À cette tension, s’ajoute encore, dans le but de semer le trouble chez le spectateur, une perpétuelle distance à soi. Cette distance est donc créée par le microphone, comme nous l’avons vu, puisque cet élément fait advenir une voix étrange et étrangère à son émetteur, dont la véritable source et, par conséquent le sens, reste obscur et mystérieux. À ce flou sonore, s’ajoute un flou visuel puisque Danis filme ses co-actants pendant la représentation et que cette vidéo est projetée en temps réel sur deux éléments de décor qui diffractent encore les images : un écran circulaire qui fait face aux actants et un écran cylindrique. L’équipe de Danis utilise un logiciel qui permet d’adapter les vidéos à l’élément sur lequel elles sont projetées. Danis joue donc ici sur le rapport entre des actions réelles et leur saisie par un médium technologique qui les transforme alors en représentation mais filmique et déformée, car dispersée et adaptée à de nouveaux espaces. Il s’agit alors clairement de faire jouer la performance sur le multidimensionnel (Danis travaille d’ailleurs avec un laboratoire qui s’appelle 3D) et de mettre en scène simultanément plusieurs points de vue pour renvoyer au spectateur en miroir toutes les possibilités de regard qu’il a sur un spectacle multidisciplinaire mais aussi sur tout type de spectacle théâtral.

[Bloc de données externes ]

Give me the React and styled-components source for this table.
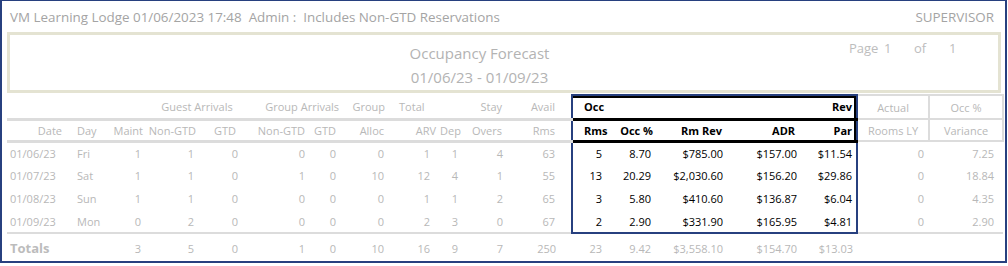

Ce qui est intéressant, c’est que la question du multiple et des mondes possibles s’articule souvent dans cette dramaturgie québécoise contemporaine avec la problématique du personnage et de son identité, qui ont été les thèmes de prédilection de toute une dramaturgie québécoise des années 1960 et 1970 dans le cadre d’affirmations identitaires diverses et des années 1980 et 1990 avec un retour sur des formes d’intimité et d’individualité. Les années 2000, elles, traiteraient alors l’identité sur un mode véritablement spatial, c’est-à-dire profondément théâtral. Il s’agirait de montrer des êtres en tension dans un devenir perpétuel, des identités instables. Tremblay le fait par le biais d’une dramaturgie de l’emboîtement d’identités assortie de création d’intertextualités, de couches de sens. Danis le fait, dans ses productions récentes, par l’absence d’une identité fictive comme médium entre l’auteur et l’acteur et entre l’acteur et le spectateur, et cette béance est comblée par de nouveaux médias qui créent aussi une distance nécessaire en même temps qu’un liant entre les différents acteurs de la représentation qui sont tous actants, en ce qu’ils se contentent d’accomplir des actes.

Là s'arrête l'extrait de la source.